The talks were "good, constructive and open," Meshal said after meeting with Lavrov and other Russian officials.
The Russian foreign minister was quoted as saying by the RIA Novosti news agency that Hamas was ready to honor all the agreements the Palestinian administration had undertaken as part of the Middle East peace process if Israel made steps to meet it halfway.
Lavrov also said the Hamas leadership had agreed to allow international officials to monitor their budget funding, according to Interfax and RIA-Novosti.
"They are ready to create a mechanism of international oversight," Lavrov was quoted as saying. No further details were provided.
Lavrov: Hamas must change or will have no future
Earlier, speaking to reporters ahead of his talks with the Hamas delegation, Lavrov said the organization will have no future if the Palestinian militant group fails to transform itself into a political structure.
Lavrov said there was a "need for Hamas having been elected to a political body to transform itself into a political party and to be sure that the military wing of Hamas become a legitimate part of the Palestinian security structures."
Lavrov urged patience, saying that "we don't expect that Hamas will do all this and change itself overnight... It will be a process, hopefully not as long as the process in Great Britain regarding Northern Ireland," he added.
He said that Hamas needs "to reassess its new role, for which maybe it wasn't ready when the elections took place."
Putin won't meet Hamas delegates
In an apparent attempt to avoid damaging relations with Israel further, President Vladimir Putin decided against personally meeting the Palestinian delegation, which will only have a sightseeing tour of the Kremlin on Sunday.
An Israeli official speaking on condition of anonymity because of the sensitivity of Russia-Israeli relations said Israel also expects Moscow to clearly condemn Meshal's refusal on Friday to discuss recognizing Israel.
Russia's invitation, extended by Putin, was the first crack in an international front against the group, considered a terrorist organization by Israel, the European Union and United States. Hamas has sent dozens of suicide bombers to Israel and does not accept the presence of a Jewish state in the Middle East.
Although it deals a blow to U.S.-led efforts to isolate Hamas since it swept Palestinian elections in January, Russia's mediation is seen by some in the West as a chance to press the group into embracing more moderate views.
After initially condemning Moscow's overtures toward Hamas, Israel adopted a wait-and-see attitude on the talks' results.
The Hamas-Russia talks were being closely monitored by Washington, the road map's chief patron.

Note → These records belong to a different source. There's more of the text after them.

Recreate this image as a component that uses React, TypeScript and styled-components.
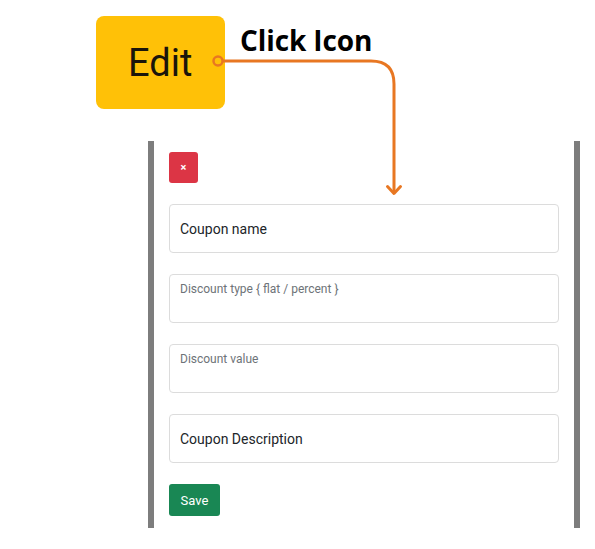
import React from "react";
import styled, { createGlobalStyle } from "styled-components";

const Global = createGlobalStyle`
  html, body { margin: 0; padding: 0; background: #ffffff; }
  body { font-family: Roboto, "Liberation Sans", sans-serif; }
`;

const Page = styled.div`
  position: relative;
  width: 595px;
  height: 549px;
  overflow: hidden;
  display: flex;
  flex-direction: column;
`;

const Header = styled.div`
  display: flex;
  align-items: flex-start;
  padding: 16px 0 0 96px;
  gap: 15px;
`;

const EditButton = styled.div`
  width: 129px;
  height: 93px;
  border-radius: 8px;
  background: #ffc107;
  display: flex;
  align-items: center;
  justify-content: flex-start;
  padding-left: 32px;
  box-sizing: border-box;
  font-family: Roboto, "Liberation Sans", sans-serif;
  font-size: 38px;
  color: #1a150b;
`;

const Callout = styled.div`
  margin-top: 6px;
  font-family: "Open Sans", "Liberation Sans", sans-serif;
  font-weight: 700;
  font-size: 28px;
  line-height: 36px;
  color: #000;
  letter-spacing: -0.1px;
`;

const Panel = styled.div`
  margin: 32px 0 0 148px;
  width: 432px;
  box-sizing: border-box;
  border-left: 6px solid #7d7d7d;
  border-right: 6px solid #7d7d7d;
  padding: 11px 15px 12px 15px;
  display: flex;
  flex-direction: column;
  align-items: flex-start;
  gap: 21px;
`;

const CloseButton = styled.div`
  width: 29px;
  height: 31px;
  border-radius: 3px;
  background: #dc3545;
  color: #fff;
  font-size: 11px;
  font-weight: 700;
  display: flex;
  align-items: center;
  justify-content: center;
`;

const Field = styled.div<{ $label?: boolean }>`
  width: 100%;
  height: 49px;
  box-sizing: border-box;
  border: 1px solid #dcdcdc;
  border-radius: 4px;
  background: #fff;
  padding: ${(p) => (p.$label ? "6px 10px 0" : "0 10px")};
  display: flex;
  align-items: ${(p) => (p.$label ? "flex-start" : "center")};
  font-size: ${(p) => (p.$label ? "12px" : "14px")};
  line-height: ${(p) => (p.$label ? "16px" : "20px")};
  color: ${(p) => (p.$label ? "#6e7378" : "#212529")};
`;

const SaveButton = styled.div`
  width: 51px;
  height: 32px;
  border-radius: 3px;
  background: #198754;
  color: #fff;
  font-size: 13px;
  display: flex;
  align-items: center;
  justify-content: center;
`;

const Overlay = styled.svg`
  position: absolute;
  left: 0;
  top: 0;
  pointer-events: none;
`;

export default function App() {
  return (
    <Page>
      <Global />
      <Header>
        <EditButton>Edit</EditButton>
        <Callout>Click Icon</Callout>
      </Header>
      <Panel>
        <CloseButton>×</CloseButton>
        <Field>Coupon name</Field>
        <Field $label>Discount type {"{"} flat / percent {"}"}</Field>
        <Field $label>Discount value</Field>
        <Field>Coupon Description</Field>
        <SaveButton>Save</SaveButton>
      </Panel>
      <Overlay width="595" height="549" viewBox="0 0 595 549">
        <circle cx="218" cy="61" r="4.5" fill="none" stroke="#e87722" strokeWidth="2.5" />
        <path
          d="M222.5 61 H371 Q394 61 394 84 V193"
          fill="none"
          stroke="#e87722"
          strokeWidth="3"
        />
        <path
          d="M387.5 186.5 L394 193.5 L400.5 186.5"
          fill="none"
          stroke="#e87722"
          strokeWidth="3"
          strokeLinecap="round"
          strokeLinejoin="round"
        />
      </Overlay>
    </Page>
  );
}
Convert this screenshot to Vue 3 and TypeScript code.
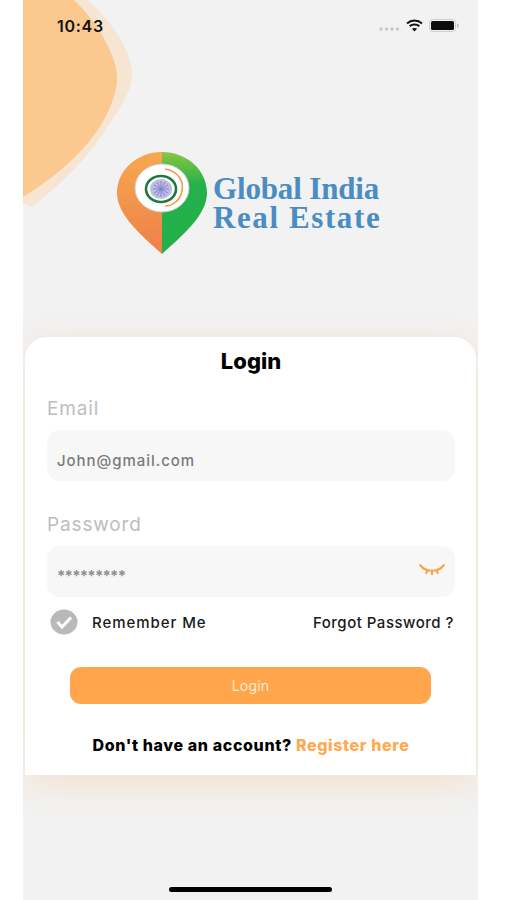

"Our position is that if you are going to meet with a terrorist group, you should make it clear to them that their way of doing business is unacceptable, that their philosophy is contrary to the norms of the civilized world, and that they should get with the program," U.S. State Department deputy spokesman Adam Ereli said.
By inviting Hamas to Moscow, Putin is seen as trying to boost Russia's diplomatic clout in the Middle East, on the wane since the Soviet Union fell.
South Africa invites Hamas for talks
South Africa invited Hamas for talks, the country's foreign ministry said Thursday.
No timetable has been set for the visit, Hamas spokesman Sami Abu Zuhri said.
"We would be concerned that giving legitimacy to an unreformed Hamas could stifle the possibility that the movement will transform itself from a terrorist organization to a political party," Israeli Foreign Ministry spokesman Mark Regev said.